SUPPLIED DATA:
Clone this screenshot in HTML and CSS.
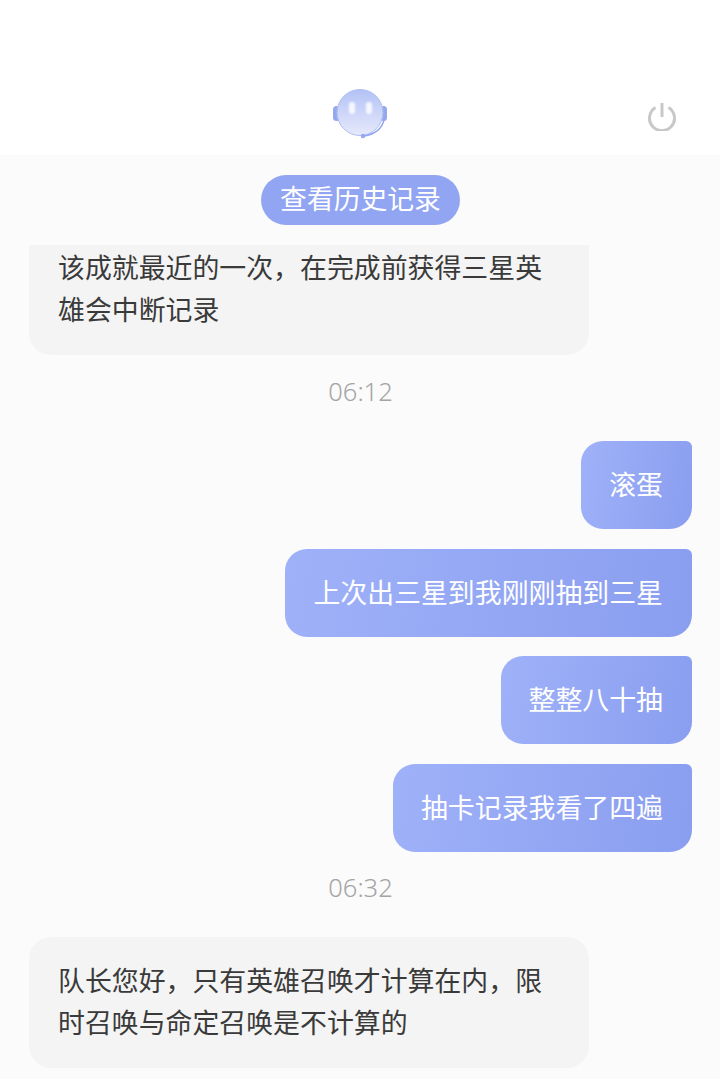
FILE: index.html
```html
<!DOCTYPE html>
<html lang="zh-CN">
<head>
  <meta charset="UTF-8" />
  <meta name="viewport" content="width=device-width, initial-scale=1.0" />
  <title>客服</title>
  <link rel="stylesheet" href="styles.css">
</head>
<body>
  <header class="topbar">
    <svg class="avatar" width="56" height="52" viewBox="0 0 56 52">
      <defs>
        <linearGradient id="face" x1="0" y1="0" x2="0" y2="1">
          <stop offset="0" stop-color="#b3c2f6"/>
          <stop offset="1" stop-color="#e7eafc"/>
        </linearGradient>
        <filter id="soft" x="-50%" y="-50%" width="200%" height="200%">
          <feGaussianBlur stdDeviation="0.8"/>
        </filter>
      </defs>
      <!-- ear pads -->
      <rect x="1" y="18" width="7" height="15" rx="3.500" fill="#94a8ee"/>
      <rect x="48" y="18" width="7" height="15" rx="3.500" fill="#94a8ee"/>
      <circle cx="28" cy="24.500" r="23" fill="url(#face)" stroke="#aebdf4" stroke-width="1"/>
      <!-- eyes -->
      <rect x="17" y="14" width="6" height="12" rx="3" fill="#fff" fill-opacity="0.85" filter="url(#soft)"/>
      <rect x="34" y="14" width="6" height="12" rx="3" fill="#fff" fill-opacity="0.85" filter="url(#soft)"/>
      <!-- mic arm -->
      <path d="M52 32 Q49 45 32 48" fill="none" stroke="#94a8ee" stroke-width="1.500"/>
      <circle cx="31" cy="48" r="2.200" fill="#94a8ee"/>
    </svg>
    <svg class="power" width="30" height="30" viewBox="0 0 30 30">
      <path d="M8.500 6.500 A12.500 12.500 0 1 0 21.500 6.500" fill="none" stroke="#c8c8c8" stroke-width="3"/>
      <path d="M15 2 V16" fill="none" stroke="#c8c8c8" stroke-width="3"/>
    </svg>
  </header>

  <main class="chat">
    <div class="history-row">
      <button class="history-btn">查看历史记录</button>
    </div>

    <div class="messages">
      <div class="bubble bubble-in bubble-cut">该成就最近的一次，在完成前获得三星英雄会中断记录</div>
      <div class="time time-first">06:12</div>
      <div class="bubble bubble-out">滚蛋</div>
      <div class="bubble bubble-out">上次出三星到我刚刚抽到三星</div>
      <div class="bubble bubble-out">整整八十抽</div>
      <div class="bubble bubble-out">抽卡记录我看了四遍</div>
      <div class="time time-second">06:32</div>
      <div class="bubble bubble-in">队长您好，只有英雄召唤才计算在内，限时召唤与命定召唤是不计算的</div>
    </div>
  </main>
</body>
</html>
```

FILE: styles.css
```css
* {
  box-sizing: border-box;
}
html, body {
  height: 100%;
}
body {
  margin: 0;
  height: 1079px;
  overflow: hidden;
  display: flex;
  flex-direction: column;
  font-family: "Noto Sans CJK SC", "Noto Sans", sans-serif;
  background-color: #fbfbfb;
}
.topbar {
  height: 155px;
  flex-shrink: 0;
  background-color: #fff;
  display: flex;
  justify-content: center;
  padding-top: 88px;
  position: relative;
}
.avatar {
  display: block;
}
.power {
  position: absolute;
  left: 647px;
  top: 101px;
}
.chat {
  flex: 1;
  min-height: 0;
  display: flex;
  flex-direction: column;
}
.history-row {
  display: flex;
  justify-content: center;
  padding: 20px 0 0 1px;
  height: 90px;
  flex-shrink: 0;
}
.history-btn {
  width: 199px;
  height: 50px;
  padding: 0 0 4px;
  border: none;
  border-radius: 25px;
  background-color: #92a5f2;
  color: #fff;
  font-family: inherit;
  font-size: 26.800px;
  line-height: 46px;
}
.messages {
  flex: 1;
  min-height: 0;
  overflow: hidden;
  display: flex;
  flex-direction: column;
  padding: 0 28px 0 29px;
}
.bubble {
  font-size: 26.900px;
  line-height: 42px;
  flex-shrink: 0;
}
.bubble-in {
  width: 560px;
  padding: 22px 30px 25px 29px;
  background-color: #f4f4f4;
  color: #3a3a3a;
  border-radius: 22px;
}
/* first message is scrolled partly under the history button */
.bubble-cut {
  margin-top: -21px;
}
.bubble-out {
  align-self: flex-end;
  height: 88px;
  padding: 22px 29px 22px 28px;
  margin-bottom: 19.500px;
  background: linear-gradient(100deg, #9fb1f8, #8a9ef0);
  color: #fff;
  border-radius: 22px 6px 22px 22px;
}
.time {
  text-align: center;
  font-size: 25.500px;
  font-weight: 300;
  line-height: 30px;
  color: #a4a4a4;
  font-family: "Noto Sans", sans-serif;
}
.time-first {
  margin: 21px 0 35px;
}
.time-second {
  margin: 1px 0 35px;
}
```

WHAT IS NEEDED: Print out the lines exactly, skipping any picture.

OUTPUT:
Clone this screenshot in HTML and CSS.
FILE: index.html
```html
<!DOCTYPE html>
<html lang="zh-CN">
<head>
  <meta charset="UTF-8" />
  <meta name="viewport" content="width=device-width, initial-scale=1.0" />
  <title>客服</title>
  <link rel="stylesheet" href="styles.css">
</head>
<body>
  <header class="topbar">
    <svg class="avatar" width="56" height="52" viewBox="0 0 56 52">
      <defs>
        <linearGradient id="face" x1="0" y1="0" x2="0" y2="1">
          <stop offset="0" stop-color="#b3c2f6"/>
          <stop offset="1" stop-color="#e7eafc"/>
        </linearGradient>
        <filter id="soft" x="-50%" y="-50%" width="200%" height="200%">
          <feGaussianBlur stdDeviation="0.8"/>
        </filter>
      </defs>
      <!-- ear pads -->
      <rect x="1" y="18" width="7" height="15" rx="3.500" fill="#94a8ee"/>
      <rect x="48" y="18" width="7" height="15" rx="3.500" fill="#94a8ee"/>
      <circle cx="28" cy="24.500" r="23" fill="url(#face)" stroke="#aebdf4" stroke-width="1"/>
      <!-- eyes -->
      <rect x="17" y="14" width="6" height="12" rx="3" fill="#fff" fill-opacity="0.85" filter="url(#soft)"/>
      <rect x="34" y="14" width="6" height="12" rx="3" fill="#fff" fill-opacity="0.85" filter="url(#soft)"/>
      <!-- mic arm -->
      <path d="M52 32 Q49 45 32 48" fill="none" stroke="#94a8ee" stroke-width="1.500"/>
      <circle cx="31" cy="48" r="2.200" fill="#94a8ee"/>
    </svg>
    <svg class="power" width="30" height="30" viewBox="0 0 30 30">
      <path d="M8.500 6.500 A12.500 12.500 0 1 0 21.500 6.500" fill="none" stroke="#c8c8c8" stroke-width="3"/>
      <path d="M15 2 V16" fill="none" stroke="#c8c8c8" stroke-width="3"/>
    </svg>
  </header>

  <main class="chat">
    <div class="history-row">
      <button class="history-btn">查看历史记录</button>
    </div>

    <div class="messages">
      <div class="bubble bubble-in bubble-cut">该成就最近的一次，在完成前获得三星英雄会中断记录</div>
      <div class="time time-first">06:12</div>
      <div class="bubble bubble-out">滚蛋</div>
      <div class="bubble bubble-out">上次出三星到我刚刚抽到三星</div>
      <div class="bubble bubble-out">整整八十抽</div>
      <div class="bubble bubble-out">抽卡记录我看了四遍</div>
      <div class="time time-second">06:32</div>
      <div class="bubble bubble-in">队长您好，只有英雄召唤才计算在内，限时召唤与命定召唤是不计算的</div>
    </div>
  </main>
</body>
</html>
```

FILE: styles.css
```css
* {
  box-sizing: border-box;
}
html, body {
  height: 100%;
}
body {
  margin: 0;
  height: 1079px;
  overflow: hidden;
  display: flex;
  flex-direction: column;
  font-family: "Noto Sans CJK SC", "Noto Sans", sans-serif;
  background-color: #fbfbfb;
}
.topbar {
  height: 155px;
  flex-shrink: 0;
  background-color: #fff;
  display: flex;
  justify-content: center;
  padding-top: 88px;
  position: relative;
}
.avatar {
  display: block;
}
.power {
  position: absolute;
  left: 647px;
  top: 101px;
}
.chat {
  flex: 1;
  min-height: 0;
  display: flex;
  flex-direction: column;
}
.history-row {
  display: flex;
  justify-content: center;
  padding: 20px 0 0 1px;
  height: 90px;
  flex-shrink: 0;
}
.history-btn {
  width: 199px;
  height: 50px;
  padding: 0 0 4px;
  border: none;
  border-radius: 25px;
  background-color: #92a5f2;
  color: #fff;
  font-family: inherit;
  font-size: 26.800px;
  line-height: 46px;
}
.messages {
  flex: 1;
  min-height: 0;
  overflow: hidden;
  display: flex;
  flex-direction: column;
  padding: 0 28px 0 29px;
}
.bubble {
  font-size: 26.900px;
  line-height: 42px;
  flex-shrink: 0;
}
.bubble-in {
  width: 560px;
  padding: 22px 30px 25px 29px;
  background-color: #f4f4f4;
  color: #3a3a3a;
  border-radius: 22px;
}
/* first message is scrolled partly under the history button */
.bubble-cut {
  margin-top: -21px;
}
.bubble-out {
  align-self: flex-end;
  height: 88px;
  padding: 22px 29px 22px 28px;
  margin-bottom: 19.500px;
  background: linear-gradient(100deg, #9fb1f8, #8a9ef0);
  color: #fff;
  border-radius: 22px 6px 22px 22px;
}
.time {
  text-align: center;
  font-size: 25.500px;
  font-weight: 300;
  line-height: 30px;
  color: #a4a4a4;
  font-family: "Noto Sans", sans-serif;
}
.time-first {
  margin: 21px 0 35px;
}
.time-second {
  margin: 1px 0 35px;
}
```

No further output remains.